What follows is my wife, Denise's, recipe for Quinua Soup. It is simple but
delicious. Now, Denise is a bioengineer and very precise when she is measuring
the density of materials used to make replacement body parts. But cooking is
her down-time antithesis to that, so when I asked her about measurement amounts, she
gave me answers in "about a fist", or "about half a finger", or "when it looks
about right". Be prepared to enjoy the variety of taste results that depend
on the size of your fist.
This is basic soup, so the preparation time depends on how fast you chop the
ingredients. The idle time is the time it takes it all to boil, which is
about 15 minutes. Allow a half hour or so.
Note that when you cook quinua as a cereal, your ratio of water to quinua is about
two to one. However, for soup it should be more like 4 to one or 3 to one if you want
the soup to be "thick".
about a half a head of garlic
a fist of chopped onions
a fist of chopped tomatoes
a fist of chopped celery
a fist of chopped cilantro
a fist of carrots (diced or chopped)
a fist of chopped potatoes
one cup quinua
alphabet and/or star noodles
6-8 cups water or your favorite stock
Quinua must be rinsed thoroughly before it is consumed. Rinse it as you
would rice, by filling a container of quinua with water, swishing it around
and pouring out the water. Repeat this process 5 or 6 times until the
water mixed with the quinua is clear and no longer shows cloudiness.

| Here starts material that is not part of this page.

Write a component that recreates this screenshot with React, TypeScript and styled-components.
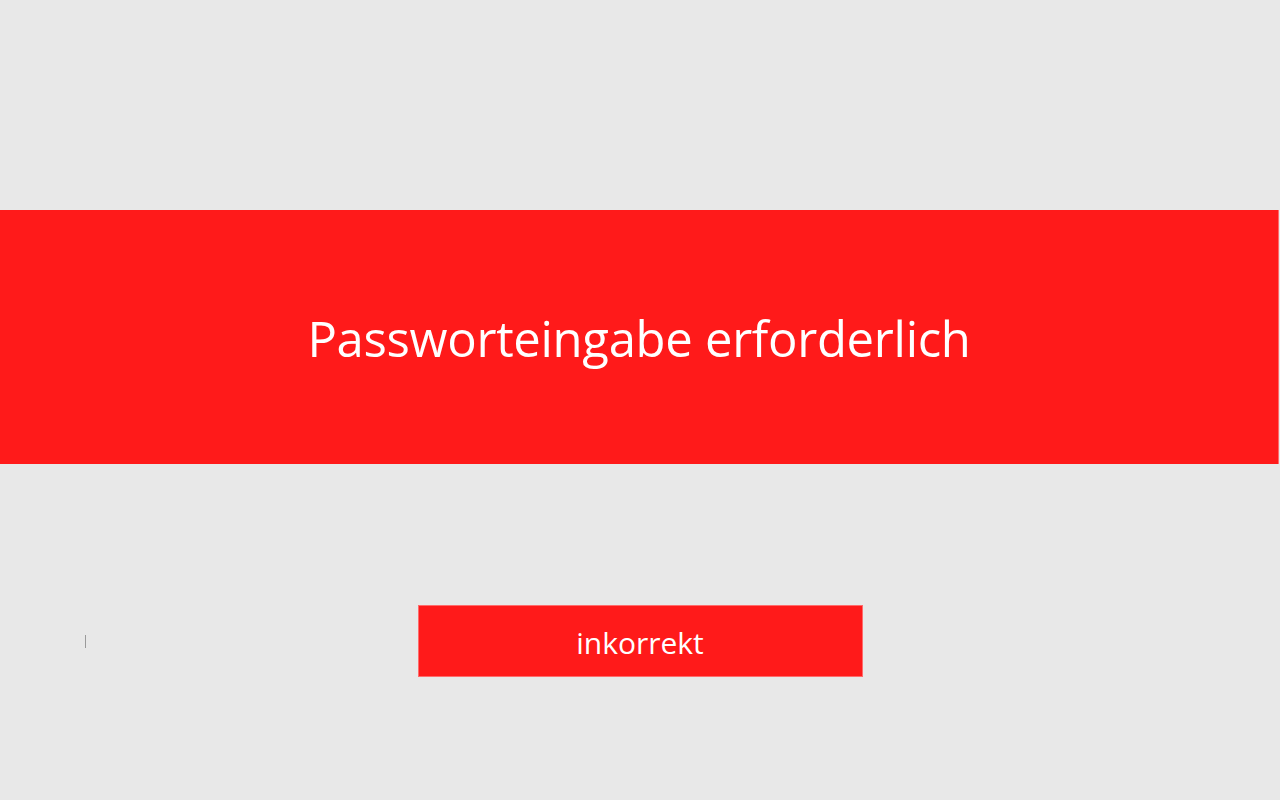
import React from 'react';
import styled, { createGlobalStyle } from 'styled-components';

const GlobalStyle = createGlobalStyle`
  html, body {
    margin: 0;
    padding: 0;
    background: #e8e8e8;
  }
  body {
    font-family: 'Open Sans', 'Noto Sans', sans-serif;
  }
`;

const Page = styled.div`
  width: 1280px;
  height: 800px;
  display: flex;
  flex-direction: column;
  padding-top: 210px;
  box-sizing: border-box;
  background: #e8e8e8;
`;

const Banner = styled.div`
  width: 1279px;
  height: 254px;
  background: #ff1a1a;
  border-right: 1px solid #ff6b6b;
  box-sizing: border-box;
  display: flex;
  align-items: center;
  justify-content: center;
`;

const Title = styled.h1`
  margin: 0;
  color: #ffffff;
  font-weight: 400;
  font-size: 49px;
  letter-spacing: -0.3px;
  padding-top: 2px;
`;

const Row = styled.div`
  margin-top: 141px;
  height: 72px;
  display: grid;
  grid-template-columns: 1fr 445px 1fr;
  align-items: center;
`;

const InputWrap = styled.div`
  padding-left: 85px;
  display: flex;
  align-items: center;
`;

const Caret = styled.span`
  display: block;
  width: 1px;
  height: 13px;
  background: #9a9a9a;
  margin-top: 1px;
`;

const Button = styled.button`
  height: 72px;
  width: 445px;
  background: #ff1a1a;
  border: 1px solid #ff6b6b;
  color: #ffffff;
  font-family: 'Open Sans', 'Noto Sans', sans-serif;
  font-size: 30px;
  padding: 2px 0 0;
  cursor: pointer;
`;

export default function App() {
  return (
    <Page>
      <GlobalStyle />
      <Banner>
        <Title>Passworteingabe erforderlich</Title>
      </Banner>
      <Row>
        <InputWrap>
          <Caret />
        </InputWrap>
        <Button>inkorrekt</Button>
        <div />
      </Row>
    </Page>
  );
}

Chop up the garlic, onions, tomatoes, celery, cilantro, carrots and potatoes.
In a big soup pot, saute the garlic, onions, tomatoes, celery and cilantro in olive oil.
Add 6-8 cups of liquid (water or stock) - depending on how "soupy" you want the results - choose the amount of liquid as a 3 or 4 to 1 ratio of liquid to quinua.
When the water starts to boil add the potatoes, quinua, noodles and bayleaf.
Allow to boil for about 15 minutes, or until the quinua "pops" (quinua will change from a
grain-like, bird-seed appearance to little soft, white rings).